State how many lines of the listing below include the word "that". Give only the number.

==== Material

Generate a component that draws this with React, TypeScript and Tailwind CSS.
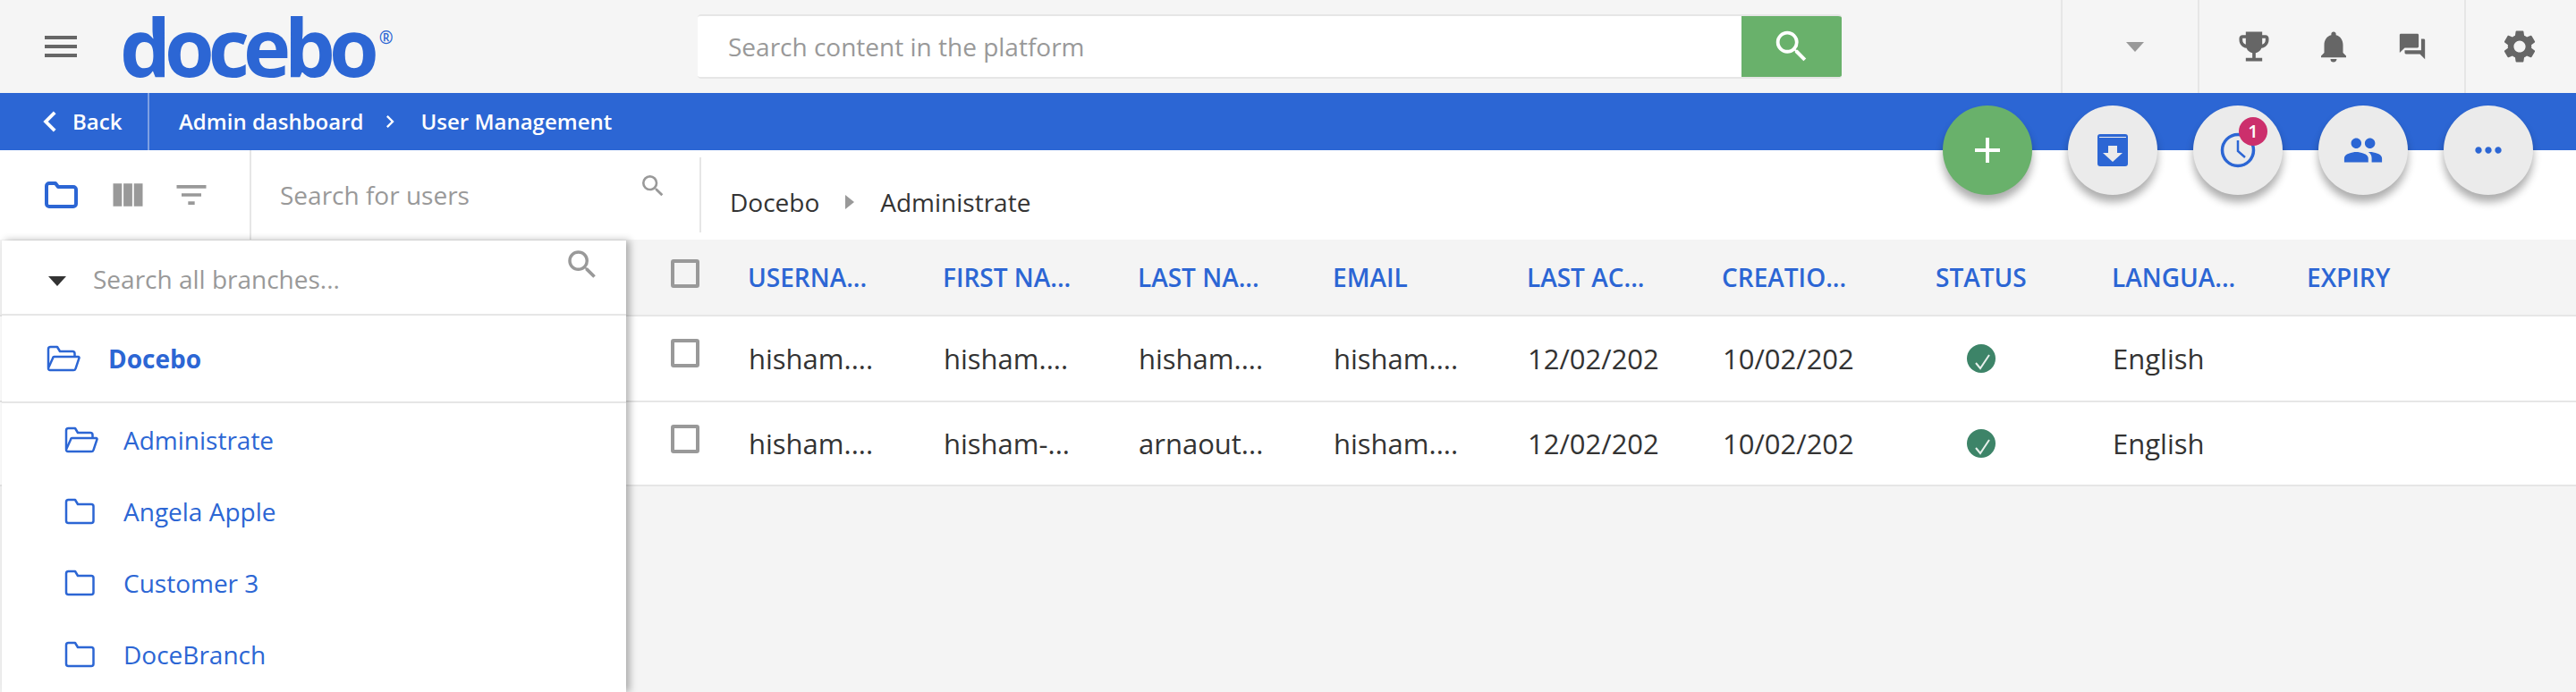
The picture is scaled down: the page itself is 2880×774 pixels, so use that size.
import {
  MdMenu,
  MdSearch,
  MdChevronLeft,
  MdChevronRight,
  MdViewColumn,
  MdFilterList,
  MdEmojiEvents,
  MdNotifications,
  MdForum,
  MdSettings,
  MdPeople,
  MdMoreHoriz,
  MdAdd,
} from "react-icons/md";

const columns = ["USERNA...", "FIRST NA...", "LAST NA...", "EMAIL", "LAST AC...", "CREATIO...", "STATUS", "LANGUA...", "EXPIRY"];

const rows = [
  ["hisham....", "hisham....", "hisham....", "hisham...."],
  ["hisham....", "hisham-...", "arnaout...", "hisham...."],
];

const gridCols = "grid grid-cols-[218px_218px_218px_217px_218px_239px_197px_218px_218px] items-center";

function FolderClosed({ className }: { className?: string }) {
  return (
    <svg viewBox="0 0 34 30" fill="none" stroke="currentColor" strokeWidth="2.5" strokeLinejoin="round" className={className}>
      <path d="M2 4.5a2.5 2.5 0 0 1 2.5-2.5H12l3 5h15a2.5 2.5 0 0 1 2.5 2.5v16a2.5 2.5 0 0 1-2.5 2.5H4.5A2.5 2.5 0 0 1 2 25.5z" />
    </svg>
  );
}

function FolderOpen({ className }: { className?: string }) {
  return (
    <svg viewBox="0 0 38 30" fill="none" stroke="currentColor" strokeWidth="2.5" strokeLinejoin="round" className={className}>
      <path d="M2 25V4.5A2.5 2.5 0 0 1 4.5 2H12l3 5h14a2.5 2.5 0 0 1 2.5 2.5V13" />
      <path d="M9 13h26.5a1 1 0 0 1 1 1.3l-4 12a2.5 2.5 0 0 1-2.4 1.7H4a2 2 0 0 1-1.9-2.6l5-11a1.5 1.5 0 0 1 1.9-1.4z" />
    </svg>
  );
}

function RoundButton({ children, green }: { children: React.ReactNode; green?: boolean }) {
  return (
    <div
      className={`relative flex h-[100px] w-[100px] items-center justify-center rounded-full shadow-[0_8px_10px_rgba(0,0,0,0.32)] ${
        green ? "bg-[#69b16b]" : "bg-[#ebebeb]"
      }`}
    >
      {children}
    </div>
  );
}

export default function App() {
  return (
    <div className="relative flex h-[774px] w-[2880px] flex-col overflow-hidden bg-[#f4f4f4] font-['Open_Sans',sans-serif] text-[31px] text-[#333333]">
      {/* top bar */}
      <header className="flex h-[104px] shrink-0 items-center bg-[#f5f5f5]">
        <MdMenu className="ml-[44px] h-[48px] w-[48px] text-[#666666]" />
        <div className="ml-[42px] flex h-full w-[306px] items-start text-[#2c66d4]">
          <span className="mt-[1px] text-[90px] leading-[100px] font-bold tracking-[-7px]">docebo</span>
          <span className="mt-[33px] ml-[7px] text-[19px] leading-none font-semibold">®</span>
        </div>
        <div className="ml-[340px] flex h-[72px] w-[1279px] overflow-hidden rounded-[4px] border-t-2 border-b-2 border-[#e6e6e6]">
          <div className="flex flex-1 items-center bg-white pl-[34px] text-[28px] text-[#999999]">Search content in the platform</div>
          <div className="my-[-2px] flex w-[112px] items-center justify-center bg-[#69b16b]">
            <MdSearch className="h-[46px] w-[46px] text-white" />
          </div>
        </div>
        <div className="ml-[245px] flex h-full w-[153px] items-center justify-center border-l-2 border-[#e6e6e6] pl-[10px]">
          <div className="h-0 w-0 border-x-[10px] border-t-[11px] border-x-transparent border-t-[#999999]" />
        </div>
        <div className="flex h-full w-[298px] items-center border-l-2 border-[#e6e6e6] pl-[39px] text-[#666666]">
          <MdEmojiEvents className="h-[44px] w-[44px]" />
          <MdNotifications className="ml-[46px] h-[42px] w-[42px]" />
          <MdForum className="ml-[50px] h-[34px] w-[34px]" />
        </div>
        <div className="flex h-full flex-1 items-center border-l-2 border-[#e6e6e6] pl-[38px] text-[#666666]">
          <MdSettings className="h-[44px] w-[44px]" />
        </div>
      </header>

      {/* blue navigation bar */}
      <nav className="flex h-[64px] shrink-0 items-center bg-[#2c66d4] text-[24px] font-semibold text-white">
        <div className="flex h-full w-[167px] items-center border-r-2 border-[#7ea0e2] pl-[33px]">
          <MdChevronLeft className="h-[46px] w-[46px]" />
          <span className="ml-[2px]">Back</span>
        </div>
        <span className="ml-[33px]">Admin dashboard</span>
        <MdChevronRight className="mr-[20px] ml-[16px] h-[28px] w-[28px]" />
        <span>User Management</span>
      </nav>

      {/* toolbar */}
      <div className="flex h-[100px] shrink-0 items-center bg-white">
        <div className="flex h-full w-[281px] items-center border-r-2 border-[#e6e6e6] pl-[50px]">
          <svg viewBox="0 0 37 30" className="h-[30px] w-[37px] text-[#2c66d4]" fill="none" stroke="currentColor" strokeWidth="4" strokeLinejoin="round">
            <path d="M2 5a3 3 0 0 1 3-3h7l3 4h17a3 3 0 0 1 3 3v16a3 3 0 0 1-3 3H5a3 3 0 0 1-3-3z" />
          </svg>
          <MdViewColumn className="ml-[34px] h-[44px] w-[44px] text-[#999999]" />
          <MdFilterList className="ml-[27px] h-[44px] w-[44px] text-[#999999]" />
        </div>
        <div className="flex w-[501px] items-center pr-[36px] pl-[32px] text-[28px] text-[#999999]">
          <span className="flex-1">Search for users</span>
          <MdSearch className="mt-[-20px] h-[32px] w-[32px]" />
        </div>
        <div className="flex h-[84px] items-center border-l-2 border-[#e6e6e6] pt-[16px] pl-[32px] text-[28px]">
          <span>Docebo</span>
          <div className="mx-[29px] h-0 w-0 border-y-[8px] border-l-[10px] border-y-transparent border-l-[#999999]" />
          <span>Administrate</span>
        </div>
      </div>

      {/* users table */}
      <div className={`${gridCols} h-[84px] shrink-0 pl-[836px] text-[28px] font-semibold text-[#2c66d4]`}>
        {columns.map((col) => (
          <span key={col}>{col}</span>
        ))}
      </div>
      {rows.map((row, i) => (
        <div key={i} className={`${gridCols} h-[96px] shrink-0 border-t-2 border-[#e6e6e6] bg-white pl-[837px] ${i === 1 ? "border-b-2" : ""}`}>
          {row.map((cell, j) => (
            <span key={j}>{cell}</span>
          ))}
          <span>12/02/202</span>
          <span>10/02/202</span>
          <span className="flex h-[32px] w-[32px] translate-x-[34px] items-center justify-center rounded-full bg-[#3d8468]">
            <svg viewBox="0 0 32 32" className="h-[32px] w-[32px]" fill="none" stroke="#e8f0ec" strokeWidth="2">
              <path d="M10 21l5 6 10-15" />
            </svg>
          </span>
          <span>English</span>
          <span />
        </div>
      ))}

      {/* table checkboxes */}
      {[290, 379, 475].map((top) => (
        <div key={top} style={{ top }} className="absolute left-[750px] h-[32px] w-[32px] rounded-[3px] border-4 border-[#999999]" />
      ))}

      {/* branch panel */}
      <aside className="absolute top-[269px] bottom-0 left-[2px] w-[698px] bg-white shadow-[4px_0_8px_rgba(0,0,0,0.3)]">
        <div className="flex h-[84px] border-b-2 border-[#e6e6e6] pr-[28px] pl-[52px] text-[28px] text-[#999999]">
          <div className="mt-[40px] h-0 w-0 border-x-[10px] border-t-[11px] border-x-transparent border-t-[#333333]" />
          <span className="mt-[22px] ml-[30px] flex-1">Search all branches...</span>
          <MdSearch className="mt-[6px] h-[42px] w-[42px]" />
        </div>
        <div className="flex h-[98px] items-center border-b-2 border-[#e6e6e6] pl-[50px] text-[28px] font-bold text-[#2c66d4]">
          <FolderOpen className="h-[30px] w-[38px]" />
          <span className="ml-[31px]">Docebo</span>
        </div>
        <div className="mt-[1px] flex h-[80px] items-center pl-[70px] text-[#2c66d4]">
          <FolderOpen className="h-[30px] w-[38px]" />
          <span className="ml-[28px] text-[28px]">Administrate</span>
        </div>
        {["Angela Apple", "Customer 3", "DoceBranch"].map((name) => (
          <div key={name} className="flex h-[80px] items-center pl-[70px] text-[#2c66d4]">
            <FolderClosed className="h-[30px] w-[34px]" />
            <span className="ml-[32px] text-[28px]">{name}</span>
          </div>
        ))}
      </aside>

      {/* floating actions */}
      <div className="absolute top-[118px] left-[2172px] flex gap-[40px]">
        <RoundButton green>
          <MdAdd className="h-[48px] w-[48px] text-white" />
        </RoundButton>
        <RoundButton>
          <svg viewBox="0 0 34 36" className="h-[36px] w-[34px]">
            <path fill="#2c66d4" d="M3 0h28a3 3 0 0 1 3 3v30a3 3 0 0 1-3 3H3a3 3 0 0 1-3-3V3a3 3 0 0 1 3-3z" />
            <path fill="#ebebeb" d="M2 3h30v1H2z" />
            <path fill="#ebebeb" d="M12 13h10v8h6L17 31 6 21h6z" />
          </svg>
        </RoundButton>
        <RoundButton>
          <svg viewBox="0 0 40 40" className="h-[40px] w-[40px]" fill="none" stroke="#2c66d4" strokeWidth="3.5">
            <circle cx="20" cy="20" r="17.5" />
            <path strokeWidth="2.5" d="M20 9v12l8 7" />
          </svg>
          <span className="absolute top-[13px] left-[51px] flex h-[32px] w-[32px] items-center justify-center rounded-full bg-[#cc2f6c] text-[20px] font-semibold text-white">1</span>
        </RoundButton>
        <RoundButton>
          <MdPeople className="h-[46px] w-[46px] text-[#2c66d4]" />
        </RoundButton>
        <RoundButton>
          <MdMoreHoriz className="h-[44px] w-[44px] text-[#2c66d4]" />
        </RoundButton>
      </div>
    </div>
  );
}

========

■ **Expected answer**
2